**** Supplied information

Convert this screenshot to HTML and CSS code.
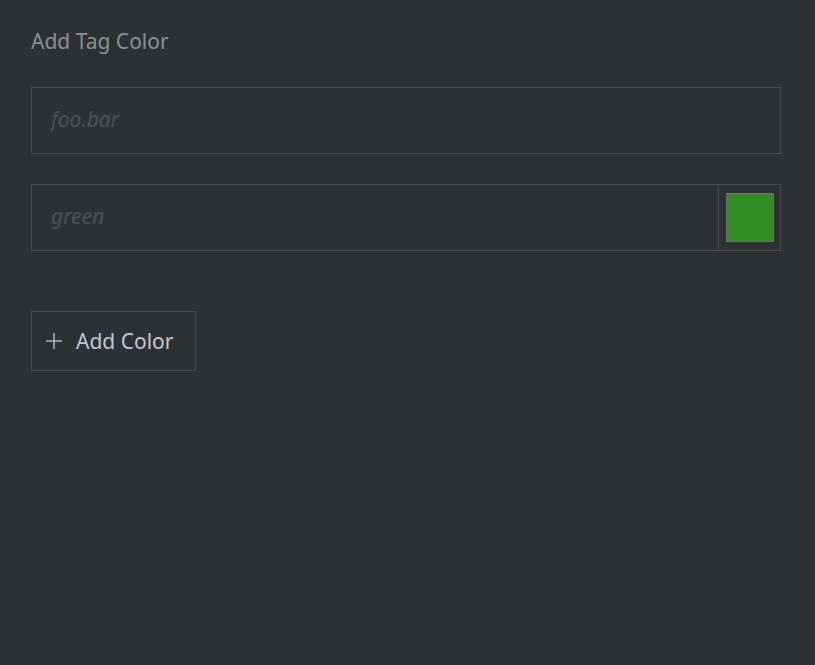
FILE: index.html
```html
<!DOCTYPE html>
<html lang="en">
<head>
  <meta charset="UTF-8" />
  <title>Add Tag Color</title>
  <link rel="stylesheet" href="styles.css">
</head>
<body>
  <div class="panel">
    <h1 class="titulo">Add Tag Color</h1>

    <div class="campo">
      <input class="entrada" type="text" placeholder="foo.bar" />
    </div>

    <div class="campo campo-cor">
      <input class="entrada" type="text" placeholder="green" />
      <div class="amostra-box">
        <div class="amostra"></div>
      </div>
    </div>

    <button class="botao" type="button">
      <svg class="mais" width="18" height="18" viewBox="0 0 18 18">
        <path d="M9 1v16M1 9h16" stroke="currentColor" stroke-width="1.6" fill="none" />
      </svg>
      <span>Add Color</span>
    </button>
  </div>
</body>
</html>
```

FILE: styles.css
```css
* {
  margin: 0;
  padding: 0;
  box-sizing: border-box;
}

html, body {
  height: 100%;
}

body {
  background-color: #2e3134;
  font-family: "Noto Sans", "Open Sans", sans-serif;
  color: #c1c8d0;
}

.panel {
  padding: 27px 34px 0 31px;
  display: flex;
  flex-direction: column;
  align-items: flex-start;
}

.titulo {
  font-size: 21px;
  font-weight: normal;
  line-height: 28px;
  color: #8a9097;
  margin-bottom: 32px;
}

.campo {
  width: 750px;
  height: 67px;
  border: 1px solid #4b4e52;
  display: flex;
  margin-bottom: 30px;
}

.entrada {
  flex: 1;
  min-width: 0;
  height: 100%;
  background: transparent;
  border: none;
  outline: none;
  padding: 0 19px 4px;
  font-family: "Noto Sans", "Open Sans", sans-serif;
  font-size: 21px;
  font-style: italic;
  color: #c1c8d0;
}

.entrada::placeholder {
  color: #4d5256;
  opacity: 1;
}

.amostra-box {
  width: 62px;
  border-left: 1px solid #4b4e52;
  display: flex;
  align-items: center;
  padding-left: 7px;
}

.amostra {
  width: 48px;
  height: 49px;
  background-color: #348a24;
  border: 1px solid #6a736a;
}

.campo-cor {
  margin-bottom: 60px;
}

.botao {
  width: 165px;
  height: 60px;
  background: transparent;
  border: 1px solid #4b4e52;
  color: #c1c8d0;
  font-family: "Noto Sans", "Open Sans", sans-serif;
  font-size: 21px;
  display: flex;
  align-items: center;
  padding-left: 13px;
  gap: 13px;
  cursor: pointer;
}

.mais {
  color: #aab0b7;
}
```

********

● What the task requires: Send back the data above word for word, with the pictures left out.

● Reply to the exercise:
Convert this screenshot to HTML and CSS code.
FILE: index.html
```html
<!DOCTYPE html>
<html lang="en">
<head>
  <meta charset="UTF-8" />
  <title>Add Tag Color</title>
  <link rel="stylesheet" href="styles.css">
</head>
<body>
  <div class="panel">
    <h1 class="titulo">Add Tag Color</h1>

    <div class="campo">
      <input class="entrada" type="text" placeholder="foo.bar" />
    </div>

    <div class="campo campo-cor">
      <input class="entrada" type="text" placeholder="green" />
      <div class="amostra-box">
        <div class="amostra"></div>
      </div>
    </div>

    <button class="botao" type="button">
      <svg class="mais" width="18" height="18" viewBox="0 0 18 18">
        <path d="M9 1v16M1 9h16" stroke="currentColor" stroke-width="1.6" fill="none" />
      </svg>
      <span>Add Color</span>
    </button>
  </div>
</body>
</html>
```

FILE: styles.css
```css
* {
  margin: 0;
  padding: 0;
  box-sizing: border-box;
}

html, body {
  height: 100%;
}

body {
  background-color: #2e3134;
  font-family: "Noto Sans", "Open Sans", sans-serif;
  color: #c1c8d0;
}

.panel {
  padding: 27px 34px 0 31px;
  display: flex;
  flex-direction: column;
  align-items: flex-start;
}

.titulo {
  font-size: 21px;
  font-weight: normal;
  line-height: 28px;
  color: #8a9097;
  margin-bottom: 32px;
}

.campo {
  width: 750px;
  height: 67px;
  border: 1px solid #4b4e52;
  display: flex;
  margin-bottom: 30px;
}

.entrada {
  flex: 1;
  min-width: 0;
  height: 100%;
  background: transparent;
  border: none;
  outline: none;
  padding: 0 19px 4px;
  font-family: "Noto Sans", "Open Sans", sans-serif;
  font-size: 21px;
  font-style: italic;
  color: #c1c8d0;
}

.entrada::placeholder {
  color: #4d5256;
  opacity: 1;
}

.amostra-box {
  width: 62px;
  border-left: 1px solid #4b4e52;
  display: flex;
  align-items: center;
  padding-left: 7px;
}

.amostra {
  width: 48px;
  height: 49px;
  background-color: #348a24;
  border: 1px solid #6a736a;
}

.campo-cor {
  margin-bottom: 60px;
}

.botao {
  width: 165px;
  height: 60px;
  background: transparent;
  border: 1px solid #4b4e52;
  color: #c1c8d0;
  font-family: "Noto Sans", "Open Sans", sans-serif;
  font-size: 21px;
  display: flex;
  align-items: center;
  padding-left: 13px;
  gap: 13px;
  cursor: pointer;
}

.mais {
  color: #aab0b7;
}
```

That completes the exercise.